• Stated exercise:
Write out again exactly the lines from the one containing "Emit a component" through the one containing "ArrowLeft, EllipsisVertical, X", both included, and omit the pictures.
::: Data section
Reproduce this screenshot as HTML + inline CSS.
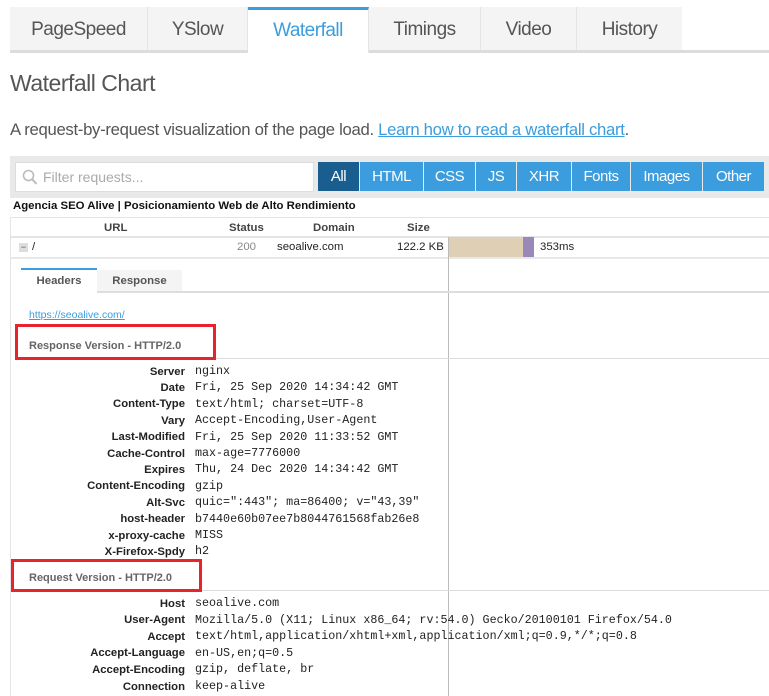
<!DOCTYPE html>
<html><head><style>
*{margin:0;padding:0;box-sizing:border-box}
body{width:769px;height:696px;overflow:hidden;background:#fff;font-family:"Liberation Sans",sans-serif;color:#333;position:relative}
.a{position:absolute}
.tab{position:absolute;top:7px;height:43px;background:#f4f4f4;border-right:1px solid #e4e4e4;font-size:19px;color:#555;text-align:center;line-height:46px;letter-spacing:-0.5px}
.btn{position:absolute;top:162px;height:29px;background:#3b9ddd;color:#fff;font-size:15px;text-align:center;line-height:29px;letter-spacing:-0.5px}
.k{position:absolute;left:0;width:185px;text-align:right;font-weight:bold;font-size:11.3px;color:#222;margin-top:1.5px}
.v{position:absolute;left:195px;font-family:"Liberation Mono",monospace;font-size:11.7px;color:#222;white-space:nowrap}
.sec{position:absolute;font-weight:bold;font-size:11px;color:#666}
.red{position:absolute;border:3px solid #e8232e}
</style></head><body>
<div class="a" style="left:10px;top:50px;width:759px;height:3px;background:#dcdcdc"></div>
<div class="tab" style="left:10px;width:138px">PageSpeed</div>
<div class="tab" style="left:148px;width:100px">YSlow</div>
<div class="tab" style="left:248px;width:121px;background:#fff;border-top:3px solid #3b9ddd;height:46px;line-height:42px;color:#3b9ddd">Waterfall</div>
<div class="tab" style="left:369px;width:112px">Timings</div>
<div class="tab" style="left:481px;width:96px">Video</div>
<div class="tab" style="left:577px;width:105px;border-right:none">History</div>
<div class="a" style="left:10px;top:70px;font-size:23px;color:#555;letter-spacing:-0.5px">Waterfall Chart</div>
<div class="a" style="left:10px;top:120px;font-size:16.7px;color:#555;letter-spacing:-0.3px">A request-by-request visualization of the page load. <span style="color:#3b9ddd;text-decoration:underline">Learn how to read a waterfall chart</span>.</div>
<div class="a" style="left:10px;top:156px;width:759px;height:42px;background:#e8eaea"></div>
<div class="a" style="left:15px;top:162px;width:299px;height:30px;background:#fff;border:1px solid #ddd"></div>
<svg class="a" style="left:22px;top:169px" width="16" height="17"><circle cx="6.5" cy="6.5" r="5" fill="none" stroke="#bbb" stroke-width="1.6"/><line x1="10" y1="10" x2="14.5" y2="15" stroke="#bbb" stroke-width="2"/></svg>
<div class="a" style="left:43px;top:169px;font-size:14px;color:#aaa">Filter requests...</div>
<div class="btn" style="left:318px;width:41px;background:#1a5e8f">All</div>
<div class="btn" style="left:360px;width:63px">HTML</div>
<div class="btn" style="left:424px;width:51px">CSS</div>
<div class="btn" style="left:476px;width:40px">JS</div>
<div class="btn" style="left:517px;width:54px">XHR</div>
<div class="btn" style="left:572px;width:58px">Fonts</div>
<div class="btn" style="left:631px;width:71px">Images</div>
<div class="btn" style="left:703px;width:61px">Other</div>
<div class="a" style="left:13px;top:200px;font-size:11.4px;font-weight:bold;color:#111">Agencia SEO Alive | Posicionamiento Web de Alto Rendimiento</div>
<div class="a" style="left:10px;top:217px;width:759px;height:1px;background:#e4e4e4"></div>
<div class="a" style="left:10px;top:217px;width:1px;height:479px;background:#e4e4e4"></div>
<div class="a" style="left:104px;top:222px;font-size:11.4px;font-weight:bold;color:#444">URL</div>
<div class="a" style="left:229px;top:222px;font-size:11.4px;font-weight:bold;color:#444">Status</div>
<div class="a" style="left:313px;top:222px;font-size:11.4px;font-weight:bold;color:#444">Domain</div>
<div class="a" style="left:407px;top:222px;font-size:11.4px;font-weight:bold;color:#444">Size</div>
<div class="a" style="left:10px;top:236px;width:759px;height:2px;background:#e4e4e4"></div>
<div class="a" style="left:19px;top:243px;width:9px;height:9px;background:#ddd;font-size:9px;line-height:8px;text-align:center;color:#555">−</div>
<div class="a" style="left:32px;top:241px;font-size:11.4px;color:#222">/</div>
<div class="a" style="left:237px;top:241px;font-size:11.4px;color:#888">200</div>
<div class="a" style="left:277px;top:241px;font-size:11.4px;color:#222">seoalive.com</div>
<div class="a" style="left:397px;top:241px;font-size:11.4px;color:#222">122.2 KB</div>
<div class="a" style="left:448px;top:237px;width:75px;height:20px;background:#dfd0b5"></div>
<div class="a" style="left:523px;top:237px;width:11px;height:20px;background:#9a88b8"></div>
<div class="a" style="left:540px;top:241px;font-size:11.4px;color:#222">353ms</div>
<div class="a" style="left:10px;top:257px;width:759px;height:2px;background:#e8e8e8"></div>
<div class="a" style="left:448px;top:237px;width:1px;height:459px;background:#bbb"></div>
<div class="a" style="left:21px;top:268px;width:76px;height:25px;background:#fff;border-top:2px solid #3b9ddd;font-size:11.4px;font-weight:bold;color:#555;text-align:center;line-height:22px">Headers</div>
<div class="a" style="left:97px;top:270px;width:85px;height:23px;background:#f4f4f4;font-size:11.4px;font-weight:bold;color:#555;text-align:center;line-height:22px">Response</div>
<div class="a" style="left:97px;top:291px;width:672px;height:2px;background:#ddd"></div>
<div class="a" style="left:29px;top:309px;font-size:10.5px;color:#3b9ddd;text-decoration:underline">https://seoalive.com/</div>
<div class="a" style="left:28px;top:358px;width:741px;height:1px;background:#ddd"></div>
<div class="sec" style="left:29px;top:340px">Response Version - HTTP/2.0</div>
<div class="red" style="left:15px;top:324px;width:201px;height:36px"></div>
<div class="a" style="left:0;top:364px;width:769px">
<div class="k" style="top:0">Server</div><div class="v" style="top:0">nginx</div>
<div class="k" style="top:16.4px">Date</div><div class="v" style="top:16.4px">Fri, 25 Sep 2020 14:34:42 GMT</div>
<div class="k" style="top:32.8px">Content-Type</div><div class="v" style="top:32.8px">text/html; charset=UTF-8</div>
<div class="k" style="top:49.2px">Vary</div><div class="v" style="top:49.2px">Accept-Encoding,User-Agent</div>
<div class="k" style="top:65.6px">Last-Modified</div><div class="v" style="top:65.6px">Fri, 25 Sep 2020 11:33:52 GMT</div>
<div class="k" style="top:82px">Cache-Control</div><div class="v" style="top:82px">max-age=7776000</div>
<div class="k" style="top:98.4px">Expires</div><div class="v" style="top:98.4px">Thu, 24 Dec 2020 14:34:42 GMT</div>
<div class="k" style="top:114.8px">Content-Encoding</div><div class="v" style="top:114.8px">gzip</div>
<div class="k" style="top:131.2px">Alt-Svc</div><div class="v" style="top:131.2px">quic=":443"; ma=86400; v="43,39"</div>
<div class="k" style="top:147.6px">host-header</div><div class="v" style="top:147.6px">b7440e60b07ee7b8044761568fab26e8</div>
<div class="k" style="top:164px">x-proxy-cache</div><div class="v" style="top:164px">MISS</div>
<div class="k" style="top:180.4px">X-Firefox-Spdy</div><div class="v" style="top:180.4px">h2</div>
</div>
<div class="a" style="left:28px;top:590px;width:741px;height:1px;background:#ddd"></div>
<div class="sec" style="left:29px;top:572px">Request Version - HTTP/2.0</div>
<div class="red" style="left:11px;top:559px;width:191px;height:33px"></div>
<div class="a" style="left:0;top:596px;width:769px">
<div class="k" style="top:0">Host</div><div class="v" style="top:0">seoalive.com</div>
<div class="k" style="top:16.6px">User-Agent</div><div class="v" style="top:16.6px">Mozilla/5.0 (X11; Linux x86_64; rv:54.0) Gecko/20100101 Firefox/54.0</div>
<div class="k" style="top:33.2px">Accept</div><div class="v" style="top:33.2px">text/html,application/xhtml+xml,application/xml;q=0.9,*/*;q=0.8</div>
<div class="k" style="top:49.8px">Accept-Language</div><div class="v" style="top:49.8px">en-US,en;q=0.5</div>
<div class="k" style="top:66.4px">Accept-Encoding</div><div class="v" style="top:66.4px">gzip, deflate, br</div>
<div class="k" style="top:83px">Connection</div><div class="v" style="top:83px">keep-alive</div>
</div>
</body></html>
::::::
::: Data section
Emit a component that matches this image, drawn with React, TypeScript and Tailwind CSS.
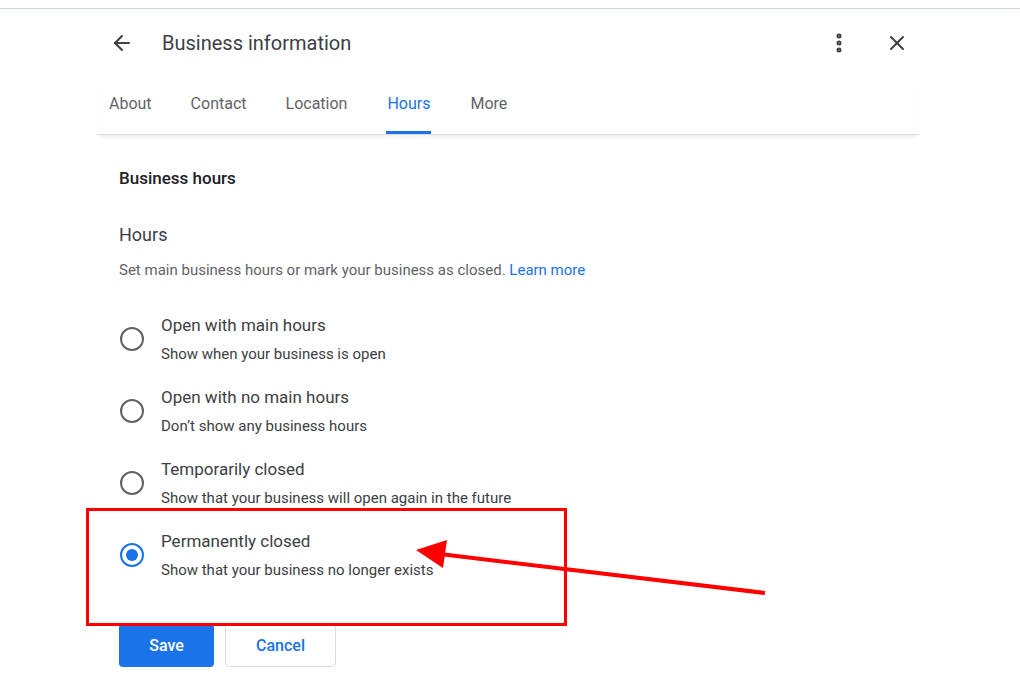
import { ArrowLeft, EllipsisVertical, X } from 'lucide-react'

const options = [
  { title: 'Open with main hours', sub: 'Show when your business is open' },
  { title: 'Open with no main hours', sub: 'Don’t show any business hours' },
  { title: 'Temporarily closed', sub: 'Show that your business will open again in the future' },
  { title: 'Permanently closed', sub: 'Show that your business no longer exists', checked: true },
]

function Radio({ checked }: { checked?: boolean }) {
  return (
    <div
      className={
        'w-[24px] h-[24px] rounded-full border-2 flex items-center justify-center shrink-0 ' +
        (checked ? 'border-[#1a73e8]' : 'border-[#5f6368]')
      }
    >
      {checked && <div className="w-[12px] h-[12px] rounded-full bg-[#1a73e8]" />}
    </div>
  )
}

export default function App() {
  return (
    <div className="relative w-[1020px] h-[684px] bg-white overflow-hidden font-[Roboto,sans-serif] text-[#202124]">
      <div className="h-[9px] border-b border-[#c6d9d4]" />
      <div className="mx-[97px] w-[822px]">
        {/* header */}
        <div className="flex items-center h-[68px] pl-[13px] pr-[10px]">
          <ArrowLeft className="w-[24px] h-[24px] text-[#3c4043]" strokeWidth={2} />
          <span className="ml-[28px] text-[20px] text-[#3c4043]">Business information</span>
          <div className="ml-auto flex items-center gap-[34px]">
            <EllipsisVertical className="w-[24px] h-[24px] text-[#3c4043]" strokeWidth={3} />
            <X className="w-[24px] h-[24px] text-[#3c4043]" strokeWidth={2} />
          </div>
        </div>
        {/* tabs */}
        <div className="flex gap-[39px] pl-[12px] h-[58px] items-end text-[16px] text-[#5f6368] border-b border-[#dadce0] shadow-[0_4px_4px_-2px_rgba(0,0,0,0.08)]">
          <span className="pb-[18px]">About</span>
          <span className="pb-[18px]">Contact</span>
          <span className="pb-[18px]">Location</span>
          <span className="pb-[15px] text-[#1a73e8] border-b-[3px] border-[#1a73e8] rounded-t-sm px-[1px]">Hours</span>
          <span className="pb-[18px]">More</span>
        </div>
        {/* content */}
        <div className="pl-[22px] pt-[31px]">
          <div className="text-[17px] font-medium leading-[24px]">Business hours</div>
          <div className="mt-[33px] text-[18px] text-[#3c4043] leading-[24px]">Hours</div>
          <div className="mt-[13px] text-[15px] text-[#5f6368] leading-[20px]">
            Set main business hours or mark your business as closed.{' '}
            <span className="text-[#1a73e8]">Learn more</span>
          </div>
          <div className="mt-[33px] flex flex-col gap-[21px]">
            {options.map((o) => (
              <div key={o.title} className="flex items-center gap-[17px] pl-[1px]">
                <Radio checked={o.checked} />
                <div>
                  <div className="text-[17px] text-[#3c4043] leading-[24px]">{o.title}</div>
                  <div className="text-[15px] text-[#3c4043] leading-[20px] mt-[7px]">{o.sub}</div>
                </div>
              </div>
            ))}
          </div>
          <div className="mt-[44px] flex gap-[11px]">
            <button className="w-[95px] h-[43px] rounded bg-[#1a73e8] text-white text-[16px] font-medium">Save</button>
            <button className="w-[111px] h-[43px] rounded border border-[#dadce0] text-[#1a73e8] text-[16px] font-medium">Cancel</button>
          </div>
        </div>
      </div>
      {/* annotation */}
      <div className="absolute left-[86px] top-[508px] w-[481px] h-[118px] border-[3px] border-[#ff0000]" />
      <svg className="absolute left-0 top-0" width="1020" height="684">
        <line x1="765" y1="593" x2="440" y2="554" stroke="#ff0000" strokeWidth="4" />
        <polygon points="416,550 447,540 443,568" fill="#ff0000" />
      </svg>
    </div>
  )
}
::::::
• The answer:
Emit a component that matches this image, drawn with React, TypeScript and Tailwind CSS.
import { ArrowLeft, EllipsisVertical, X } from 'lucide-react'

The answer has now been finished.